Dear Headteacher,

I am writing to inform you that I have recently published a new guide, What I wish my parents or carers knew: A guide for parents on managing children’s digital lives.

Supporting children’s safety is a shared responsibility between families, schools and wider society. For parents and carers, this responsibility has become increasingly complex as children’s lives are now deeply intertwined with the digital world. Many parents face difficult decisions about how to balance protecting children from online harm with enabling access to spaces that are now central to learning, socialising and play.

The last time I published a guide like this, The things I wish my parents had known: Young people’s advice on talking to your child about online sexual harassment, in December 2021, it was to help parents and carers navigate difficult conversations about sexual harassment online. This guide is different in scope, in recognition of the complex, rapidly evolving landscape in which children – and parents – are navigating. It focuses on the challenge of managing children’s everyday online habits.
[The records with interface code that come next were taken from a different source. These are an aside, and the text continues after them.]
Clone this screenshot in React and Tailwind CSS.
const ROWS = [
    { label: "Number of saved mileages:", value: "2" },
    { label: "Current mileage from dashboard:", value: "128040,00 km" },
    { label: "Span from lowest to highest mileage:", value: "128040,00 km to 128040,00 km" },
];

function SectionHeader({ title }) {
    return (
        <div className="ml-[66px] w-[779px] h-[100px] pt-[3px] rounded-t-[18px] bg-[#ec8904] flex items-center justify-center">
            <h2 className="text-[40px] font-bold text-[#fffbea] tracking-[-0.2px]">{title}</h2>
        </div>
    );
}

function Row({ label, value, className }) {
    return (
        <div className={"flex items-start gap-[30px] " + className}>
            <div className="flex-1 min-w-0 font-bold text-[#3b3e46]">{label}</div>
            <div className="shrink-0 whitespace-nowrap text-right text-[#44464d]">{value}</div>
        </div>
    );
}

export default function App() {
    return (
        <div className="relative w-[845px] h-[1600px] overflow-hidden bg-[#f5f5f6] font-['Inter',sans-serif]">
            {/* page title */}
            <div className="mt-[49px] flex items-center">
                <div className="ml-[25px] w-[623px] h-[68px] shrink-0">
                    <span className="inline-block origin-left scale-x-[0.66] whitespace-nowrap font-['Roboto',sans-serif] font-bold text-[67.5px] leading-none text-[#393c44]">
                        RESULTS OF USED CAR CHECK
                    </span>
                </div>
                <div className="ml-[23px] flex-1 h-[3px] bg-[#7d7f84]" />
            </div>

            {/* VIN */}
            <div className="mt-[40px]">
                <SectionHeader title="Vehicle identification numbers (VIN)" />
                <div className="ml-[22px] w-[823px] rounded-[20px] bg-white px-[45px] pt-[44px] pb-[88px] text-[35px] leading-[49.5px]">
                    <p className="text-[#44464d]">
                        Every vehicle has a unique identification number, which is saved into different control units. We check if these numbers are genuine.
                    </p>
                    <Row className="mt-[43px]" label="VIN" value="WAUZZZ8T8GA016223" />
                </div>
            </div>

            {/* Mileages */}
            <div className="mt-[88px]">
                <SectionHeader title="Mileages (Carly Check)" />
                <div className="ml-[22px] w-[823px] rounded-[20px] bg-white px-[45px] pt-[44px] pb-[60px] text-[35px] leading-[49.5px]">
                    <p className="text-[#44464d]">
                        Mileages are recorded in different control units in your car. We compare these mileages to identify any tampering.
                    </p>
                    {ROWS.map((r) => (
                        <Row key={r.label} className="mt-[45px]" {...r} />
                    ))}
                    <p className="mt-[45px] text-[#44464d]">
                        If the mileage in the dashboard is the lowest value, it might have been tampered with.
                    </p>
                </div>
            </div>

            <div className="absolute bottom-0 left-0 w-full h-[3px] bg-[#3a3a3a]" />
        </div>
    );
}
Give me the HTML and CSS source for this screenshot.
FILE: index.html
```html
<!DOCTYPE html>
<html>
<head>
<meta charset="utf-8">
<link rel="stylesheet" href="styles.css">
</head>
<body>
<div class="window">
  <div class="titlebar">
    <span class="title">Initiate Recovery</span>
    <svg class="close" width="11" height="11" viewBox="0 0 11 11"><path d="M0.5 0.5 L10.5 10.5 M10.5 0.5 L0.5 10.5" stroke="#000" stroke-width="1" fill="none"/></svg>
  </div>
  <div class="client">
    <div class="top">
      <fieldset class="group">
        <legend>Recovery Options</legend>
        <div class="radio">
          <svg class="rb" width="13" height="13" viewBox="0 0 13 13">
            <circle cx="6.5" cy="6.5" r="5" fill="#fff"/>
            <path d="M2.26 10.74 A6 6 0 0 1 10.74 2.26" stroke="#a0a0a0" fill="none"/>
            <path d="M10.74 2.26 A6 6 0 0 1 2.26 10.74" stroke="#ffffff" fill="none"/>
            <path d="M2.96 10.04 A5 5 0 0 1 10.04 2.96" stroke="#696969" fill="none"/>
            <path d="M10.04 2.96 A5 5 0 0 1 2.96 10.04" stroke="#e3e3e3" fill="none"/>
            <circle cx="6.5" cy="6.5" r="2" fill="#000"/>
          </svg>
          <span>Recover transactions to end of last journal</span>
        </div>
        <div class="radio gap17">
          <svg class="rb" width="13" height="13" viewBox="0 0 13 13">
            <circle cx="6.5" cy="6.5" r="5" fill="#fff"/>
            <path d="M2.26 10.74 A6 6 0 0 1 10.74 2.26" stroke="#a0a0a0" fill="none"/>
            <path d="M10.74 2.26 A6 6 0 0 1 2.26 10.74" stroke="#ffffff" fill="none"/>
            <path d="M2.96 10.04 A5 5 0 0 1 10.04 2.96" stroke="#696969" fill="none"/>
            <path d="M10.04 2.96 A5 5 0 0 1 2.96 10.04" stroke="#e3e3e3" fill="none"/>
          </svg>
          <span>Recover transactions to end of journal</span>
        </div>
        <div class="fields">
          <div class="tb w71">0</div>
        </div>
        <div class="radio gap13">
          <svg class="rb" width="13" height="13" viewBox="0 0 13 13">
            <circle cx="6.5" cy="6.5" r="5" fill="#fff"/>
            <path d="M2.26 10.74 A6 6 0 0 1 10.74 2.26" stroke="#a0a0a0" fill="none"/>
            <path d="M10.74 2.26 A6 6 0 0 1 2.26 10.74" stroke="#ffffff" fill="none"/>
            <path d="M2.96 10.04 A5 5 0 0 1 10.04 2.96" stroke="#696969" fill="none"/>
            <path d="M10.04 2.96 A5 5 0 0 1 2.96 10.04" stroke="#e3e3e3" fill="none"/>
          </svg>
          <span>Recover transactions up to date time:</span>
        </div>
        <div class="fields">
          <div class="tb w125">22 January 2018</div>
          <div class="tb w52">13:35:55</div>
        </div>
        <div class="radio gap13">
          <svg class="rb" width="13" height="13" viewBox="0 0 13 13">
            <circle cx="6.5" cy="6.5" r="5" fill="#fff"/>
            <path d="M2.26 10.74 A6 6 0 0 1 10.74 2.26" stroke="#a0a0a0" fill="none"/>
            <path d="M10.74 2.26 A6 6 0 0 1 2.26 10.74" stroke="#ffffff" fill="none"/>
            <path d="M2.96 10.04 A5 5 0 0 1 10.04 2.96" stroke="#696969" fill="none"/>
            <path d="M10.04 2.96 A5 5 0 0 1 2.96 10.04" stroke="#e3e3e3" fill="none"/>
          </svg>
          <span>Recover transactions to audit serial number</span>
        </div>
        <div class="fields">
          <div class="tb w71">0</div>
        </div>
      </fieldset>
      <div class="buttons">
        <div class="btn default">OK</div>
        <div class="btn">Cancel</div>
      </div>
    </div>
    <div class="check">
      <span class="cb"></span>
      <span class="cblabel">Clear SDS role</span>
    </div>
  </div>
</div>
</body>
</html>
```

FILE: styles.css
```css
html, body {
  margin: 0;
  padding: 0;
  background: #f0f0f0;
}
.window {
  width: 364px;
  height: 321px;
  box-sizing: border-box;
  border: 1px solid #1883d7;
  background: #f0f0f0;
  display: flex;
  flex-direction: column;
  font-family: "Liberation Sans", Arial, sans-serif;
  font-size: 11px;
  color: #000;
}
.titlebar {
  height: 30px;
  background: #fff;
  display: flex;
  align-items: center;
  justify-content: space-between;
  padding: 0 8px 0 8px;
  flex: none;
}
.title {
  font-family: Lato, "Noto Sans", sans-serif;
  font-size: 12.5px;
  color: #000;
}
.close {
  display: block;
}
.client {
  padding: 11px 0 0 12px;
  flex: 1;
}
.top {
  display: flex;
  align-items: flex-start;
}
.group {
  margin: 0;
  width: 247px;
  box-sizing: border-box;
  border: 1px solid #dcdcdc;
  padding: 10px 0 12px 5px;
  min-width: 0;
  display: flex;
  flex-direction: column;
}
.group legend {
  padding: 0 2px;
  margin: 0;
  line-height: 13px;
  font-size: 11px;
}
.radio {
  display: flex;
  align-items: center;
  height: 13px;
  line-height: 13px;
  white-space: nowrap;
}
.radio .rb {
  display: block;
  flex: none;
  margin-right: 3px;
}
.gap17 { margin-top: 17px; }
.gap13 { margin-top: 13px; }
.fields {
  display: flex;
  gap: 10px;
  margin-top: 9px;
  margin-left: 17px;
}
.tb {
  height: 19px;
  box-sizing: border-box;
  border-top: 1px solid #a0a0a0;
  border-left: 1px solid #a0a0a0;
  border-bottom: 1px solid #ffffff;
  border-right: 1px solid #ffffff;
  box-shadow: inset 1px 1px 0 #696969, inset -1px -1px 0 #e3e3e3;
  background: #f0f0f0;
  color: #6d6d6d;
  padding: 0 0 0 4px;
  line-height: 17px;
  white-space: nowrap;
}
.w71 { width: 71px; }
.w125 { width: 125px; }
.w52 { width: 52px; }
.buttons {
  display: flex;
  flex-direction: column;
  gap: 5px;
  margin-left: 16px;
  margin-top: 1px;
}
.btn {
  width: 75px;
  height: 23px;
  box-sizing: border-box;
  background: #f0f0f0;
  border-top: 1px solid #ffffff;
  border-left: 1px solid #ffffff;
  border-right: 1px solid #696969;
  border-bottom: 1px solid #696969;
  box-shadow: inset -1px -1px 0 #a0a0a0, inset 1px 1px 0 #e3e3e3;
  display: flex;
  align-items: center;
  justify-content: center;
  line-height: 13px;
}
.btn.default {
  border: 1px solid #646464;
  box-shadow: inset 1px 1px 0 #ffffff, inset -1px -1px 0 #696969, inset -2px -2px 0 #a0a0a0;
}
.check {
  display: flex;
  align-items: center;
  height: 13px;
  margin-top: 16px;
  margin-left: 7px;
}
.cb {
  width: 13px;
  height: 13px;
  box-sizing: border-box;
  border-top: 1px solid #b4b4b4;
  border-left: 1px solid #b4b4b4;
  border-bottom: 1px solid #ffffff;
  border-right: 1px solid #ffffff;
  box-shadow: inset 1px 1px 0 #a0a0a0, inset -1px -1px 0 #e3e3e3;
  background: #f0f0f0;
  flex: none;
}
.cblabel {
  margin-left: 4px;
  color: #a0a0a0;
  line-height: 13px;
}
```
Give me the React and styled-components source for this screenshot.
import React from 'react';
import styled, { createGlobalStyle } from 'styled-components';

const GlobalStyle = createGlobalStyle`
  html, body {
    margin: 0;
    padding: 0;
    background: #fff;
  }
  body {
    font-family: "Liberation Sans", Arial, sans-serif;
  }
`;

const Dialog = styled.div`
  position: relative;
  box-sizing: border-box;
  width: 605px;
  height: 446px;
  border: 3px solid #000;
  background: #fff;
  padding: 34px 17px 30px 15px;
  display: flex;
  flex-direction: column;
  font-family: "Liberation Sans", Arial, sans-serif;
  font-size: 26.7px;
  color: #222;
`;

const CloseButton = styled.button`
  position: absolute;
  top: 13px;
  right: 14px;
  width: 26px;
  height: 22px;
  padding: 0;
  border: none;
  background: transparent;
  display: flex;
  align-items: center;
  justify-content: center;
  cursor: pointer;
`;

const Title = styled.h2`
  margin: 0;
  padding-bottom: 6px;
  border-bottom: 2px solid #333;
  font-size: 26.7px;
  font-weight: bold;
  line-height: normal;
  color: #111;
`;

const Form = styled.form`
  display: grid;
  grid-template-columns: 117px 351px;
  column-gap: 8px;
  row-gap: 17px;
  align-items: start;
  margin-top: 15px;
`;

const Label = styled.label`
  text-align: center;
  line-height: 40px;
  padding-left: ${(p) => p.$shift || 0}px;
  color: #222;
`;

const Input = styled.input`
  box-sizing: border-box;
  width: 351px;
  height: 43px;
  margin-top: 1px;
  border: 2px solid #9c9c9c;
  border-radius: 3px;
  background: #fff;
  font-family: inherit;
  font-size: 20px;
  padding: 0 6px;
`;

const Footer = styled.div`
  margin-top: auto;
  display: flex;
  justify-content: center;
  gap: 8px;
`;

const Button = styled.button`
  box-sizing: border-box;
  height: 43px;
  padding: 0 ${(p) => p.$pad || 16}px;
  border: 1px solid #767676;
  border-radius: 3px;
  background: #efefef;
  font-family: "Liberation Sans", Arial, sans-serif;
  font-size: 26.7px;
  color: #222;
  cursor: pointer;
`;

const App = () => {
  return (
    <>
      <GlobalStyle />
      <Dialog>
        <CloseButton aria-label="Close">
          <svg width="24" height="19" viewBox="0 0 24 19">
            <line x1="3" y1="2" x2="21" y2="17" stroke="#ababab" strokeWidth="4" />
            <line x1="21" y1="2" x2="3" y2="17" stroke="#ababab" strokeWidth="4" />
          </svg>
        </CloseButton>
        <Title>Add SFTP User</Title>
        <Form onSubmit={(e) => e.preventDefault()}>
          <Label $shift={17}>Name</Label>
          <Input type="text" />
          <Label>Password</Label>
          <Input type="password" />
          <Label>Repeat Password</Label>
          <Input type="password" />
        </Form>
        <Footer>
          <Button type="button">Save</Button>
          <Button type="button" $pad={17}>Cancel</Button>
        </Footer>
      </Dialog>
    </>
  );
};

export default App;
This guide was written with the direct involvement of children in England. It is a reflection of their views. My office visited schools to speak to teenagers, and spoke to my Youth Ambassadors and Youth Special Educational Needs and Disabilities (SEND) Panel to get their expertise on what works and what doesn’t work between parents or carers and children in the 21st Century.

When I speak to children about what they would do differently when it comes to being online, with the benefit of hindsight, I ask them: would they give a smartphone to their own teenager? Almost unanimously, they tell me no. They want to be protected from it as long as possible.

As educators and leaders, you play a vital role in supporting parents and carers to navigate these challenges. Responses to my recent school survey show just how concerned school leaders are about their children’s safety online, despite most already taking steps to limit or ban devices from the classroom. Children are clear that they value firm, informed and protective boundaries when adults have concerns about the content they are accessing online.

As parents, carers, and educators, our job must begin and end with our children’s care and safety. It’s what they expect and what they want from you.

As one young person told me: “Don’t be afraid to be firm… If you are worried [that] your child is seeing harmful content and you don’t know what they’re watching and it’s affecting the behaviour, just take it that you know best – they don’t.”

I hope this guide will be a useful resource for your school community, and I encourage you to share it with staff and parents where appropriate.